Filter the entries below, keeping only lines with the word "this".

**********

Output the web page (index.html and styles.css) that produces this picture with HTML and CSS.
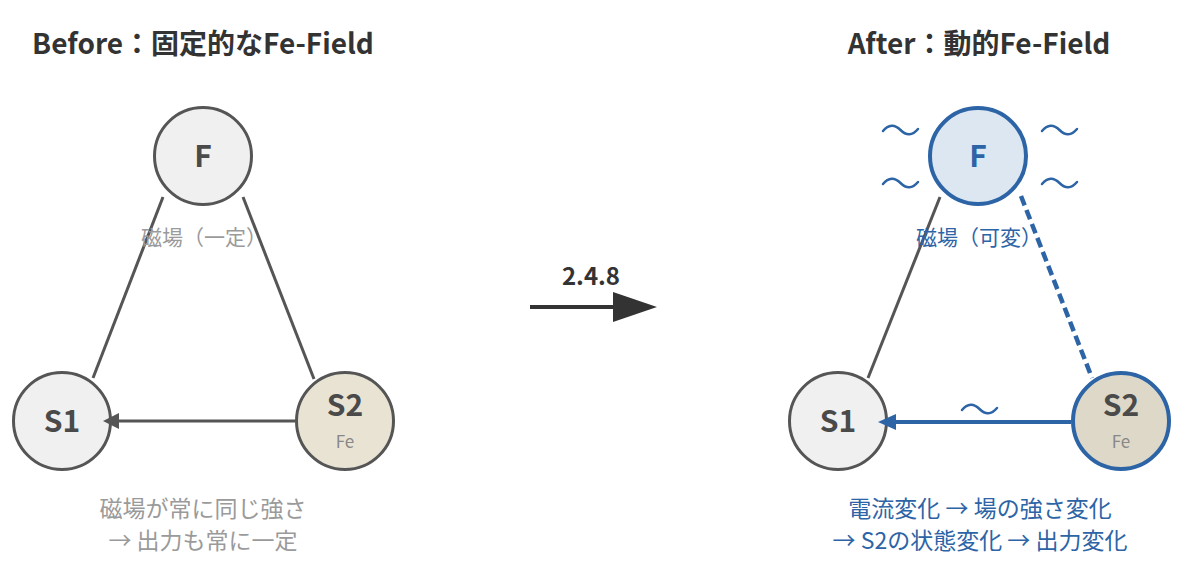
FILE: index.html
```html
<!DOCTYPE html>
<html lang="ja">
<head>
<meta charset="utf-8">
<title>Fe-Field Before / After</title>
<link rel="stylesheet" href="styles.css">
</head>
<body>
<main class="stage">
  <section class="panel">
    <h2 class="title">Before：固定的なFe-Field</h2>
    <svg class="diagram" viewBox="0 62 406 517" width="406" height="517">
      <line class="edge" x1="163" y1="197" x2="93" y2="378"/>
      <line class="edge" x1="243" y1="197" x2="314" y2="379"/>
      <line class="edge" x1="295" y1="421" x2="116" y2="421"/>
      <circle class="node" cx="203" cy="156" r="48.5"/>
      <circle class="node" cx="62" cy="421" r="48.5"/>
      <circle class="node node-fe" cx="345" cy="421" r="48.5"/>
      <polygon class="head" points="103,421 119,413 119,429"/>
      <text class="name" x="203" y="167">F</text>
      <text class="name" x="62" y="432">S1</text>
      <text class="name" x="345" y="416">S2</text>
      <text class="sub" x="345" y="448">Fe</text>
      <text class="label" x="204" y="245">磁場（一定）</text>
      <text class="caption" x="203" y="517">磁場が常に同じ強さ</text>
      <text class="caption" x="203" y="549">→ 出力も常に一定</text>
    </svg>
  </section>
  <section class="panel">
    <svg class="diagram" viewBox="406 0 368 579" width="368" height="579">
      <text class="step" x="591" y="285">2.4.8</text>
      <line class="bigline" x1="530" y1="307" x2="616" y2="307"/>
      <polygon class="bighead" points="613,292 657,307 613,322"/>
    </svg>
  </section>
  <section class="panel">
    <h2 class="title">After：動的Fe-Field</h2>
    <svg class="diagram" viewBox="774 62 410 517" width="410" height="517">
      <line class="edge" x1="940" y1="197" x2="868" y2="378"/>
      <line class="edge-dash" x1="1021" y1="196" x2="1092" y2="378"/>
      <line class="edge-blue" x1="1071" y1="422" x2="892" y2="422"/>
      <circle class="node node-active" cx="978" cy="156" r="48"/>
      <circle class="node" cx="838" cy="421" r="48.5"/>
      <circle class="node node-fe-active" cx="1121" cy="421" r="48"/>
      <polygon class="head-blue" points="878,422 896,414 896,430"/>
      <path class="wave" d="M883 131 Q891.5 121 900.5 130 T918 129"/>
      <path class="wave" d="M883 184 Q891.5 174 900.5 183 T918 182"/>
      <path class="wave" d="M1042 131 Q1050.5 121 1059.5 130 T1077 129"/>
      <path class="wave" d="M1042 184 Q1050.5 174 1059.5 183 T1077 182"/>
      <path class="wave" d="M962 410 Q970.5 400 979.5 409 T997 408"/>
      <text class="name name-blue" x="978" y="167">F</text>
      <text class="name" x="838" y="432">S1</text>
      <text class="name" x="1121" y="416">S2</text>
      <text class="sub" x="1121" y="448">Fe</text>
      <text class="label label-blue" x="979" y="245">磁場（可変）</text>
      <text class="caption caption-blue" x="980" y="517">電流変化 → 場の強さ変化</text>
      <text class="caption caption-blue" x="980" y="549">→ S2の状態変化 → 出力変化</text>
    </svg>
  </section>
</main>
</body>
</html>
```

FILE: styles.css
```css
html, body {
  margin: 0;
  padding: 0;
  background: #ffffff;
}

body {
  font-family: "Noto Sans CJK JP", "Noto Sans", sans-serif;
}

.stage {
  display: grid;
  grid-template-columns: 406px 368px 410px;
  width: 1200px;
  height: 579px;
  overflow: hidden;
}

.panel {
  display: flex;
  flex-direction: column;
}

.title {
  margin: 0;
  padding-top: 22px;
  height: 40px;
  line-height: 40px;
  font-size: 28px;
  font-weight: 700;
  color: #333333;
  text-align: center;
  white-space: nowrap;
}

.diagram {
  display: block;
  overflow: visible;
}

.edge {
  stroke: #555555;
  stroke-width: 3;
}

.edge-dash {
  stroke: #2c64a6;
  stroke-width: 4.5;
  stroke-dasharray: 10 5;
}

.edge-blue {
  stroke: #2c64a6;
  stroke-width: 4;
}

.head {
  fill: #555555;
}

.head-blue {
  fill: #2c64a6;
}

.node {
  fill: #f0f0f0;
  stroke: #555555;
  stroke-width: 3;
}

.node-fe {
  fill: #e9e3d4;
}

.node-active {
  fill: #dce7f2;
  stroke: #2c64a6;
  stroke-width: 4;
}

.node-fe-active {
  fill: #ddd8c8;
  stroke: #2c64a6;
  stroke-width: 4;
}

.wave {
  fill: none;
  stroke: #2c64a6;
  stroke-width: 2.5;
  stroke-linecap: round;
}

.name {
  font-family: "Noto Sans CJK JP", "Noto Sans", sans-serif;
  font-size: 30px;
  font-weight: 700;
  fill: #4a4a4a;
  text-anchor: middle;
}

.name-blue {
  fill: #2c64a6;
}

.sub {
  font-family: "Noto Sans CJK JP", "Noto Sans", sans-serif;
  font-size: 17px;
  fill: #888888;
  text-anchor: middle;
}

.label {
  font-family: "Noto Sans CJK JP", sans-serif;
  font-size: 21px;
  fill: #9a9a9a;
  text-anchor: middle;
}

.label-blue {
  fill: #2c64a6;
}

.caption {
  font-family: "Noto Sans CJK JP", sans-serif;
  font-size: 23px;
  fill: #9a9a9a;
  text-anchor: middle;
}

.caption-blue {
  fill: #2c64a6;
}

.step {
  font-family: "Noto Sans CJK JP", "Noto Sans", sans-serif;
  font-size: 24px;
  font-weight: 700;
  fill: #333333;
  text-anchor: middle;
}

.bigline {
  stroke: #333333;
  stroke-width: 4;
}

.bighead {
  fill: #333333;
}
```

**********

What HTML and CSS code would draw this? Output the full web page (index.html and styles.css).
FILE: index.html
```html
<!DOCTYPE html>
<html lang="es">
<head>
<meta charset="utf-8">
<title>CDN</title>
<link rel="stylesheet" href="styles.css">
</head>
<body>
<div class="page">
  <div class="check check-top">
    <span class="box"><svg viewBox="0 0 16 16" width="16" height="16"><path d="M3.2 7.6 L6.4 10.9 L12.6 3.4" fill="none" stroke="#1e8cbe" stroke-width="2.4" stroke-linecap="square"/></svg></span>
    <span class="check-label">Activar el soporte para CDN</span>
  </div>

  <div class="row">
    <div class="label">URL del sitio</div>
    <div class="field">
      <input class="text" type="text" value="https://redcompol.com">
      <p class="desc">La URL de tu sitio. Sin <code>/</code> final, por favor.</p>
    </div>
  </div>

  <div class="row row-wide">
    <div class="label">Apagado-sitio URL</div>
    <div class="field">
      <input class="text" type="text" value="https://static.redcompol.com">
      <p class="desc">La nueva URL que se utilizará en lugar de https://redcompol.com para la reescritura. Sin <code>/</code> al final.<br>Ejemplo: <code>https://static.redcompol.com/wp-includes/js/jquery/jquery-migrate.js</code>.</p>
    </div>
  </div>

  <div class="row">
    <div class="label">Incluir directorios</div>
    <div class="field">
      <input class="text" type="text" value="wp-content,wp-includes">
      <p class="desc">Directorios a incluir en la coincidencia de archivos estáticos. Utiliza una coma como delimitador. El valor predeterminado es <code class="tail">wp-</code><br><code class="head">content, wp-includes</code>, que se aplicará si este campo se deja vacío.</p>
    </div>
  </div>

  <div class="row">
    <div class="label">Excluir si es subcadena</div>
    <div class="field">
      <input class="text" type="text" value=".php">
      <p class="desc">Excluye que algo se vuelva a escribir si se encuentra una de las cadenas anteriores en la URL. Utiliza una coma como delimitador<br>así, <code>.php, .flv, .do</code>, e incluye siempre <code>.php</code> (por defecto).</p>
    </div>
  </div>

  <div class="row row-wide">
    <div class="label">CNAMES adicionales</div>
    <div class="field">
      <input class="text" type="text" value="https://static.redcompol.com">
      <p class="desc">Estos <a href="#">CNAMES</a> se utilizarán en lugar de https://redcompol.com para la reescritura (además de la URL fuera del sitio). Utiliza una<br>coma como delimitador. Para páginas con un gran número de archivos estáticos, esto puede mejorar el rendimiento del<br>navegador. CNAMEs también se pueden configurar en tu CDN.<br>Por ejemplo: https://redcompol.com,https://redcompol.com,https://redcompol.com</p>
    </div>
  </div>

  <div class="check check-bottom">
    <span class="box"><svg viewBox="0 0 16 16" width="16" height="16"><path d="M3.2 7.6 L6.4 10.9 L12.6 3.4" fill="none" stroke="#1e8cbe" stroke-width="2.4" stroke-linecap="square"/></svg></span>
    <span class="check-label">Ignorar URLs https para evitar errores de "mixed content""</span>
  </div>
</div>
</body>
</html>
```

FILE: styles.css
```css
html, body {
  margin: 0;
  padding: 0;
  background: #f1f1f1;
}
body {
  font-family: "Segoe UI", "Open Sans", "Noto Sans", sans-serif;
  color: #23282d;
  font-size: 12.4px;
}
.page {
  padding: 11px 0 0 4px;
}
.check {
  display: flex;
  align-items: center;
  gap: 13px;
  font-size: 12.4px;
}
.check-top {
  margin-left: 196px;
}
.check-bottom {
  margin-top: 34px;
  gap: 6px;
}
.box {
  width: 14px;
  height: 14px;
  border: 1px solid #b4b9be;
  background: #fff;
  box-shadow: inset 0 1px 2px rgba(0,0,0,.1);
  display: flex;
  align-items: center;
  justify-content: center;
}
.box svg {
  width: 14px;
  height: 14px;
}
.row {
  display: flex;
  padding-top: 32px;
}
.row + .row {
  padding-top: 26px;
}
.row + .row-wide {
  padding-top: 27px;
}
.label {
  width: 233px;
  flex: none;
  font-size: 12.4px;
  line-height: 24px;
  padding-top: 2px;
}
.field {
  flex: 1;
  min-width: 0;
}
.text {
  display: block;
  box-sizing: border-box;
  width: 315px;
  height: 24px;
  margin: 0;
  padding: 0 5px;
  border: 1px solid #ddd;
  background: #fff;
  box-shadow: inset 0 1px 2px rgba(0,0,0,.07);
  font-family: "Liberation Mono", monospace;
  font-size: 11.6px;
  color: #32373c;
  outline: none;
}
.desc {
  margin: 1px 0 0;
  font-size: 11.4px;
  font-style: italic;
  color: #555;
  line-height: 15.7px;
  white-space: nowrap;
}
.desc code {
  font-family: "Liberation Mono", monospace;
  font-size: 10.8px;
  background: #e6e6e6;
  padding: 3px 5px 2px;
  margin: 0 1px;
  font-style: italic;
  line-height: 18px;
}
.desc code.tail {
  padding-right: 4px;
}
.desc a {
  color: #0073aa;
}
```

**********

FINISHED ANSWER:
Output the web page (index.html and styles.css) that produces this picture with HTML and CSS.
What HTML and CSS code would draw this? Output the full web page (index.html and styles.css).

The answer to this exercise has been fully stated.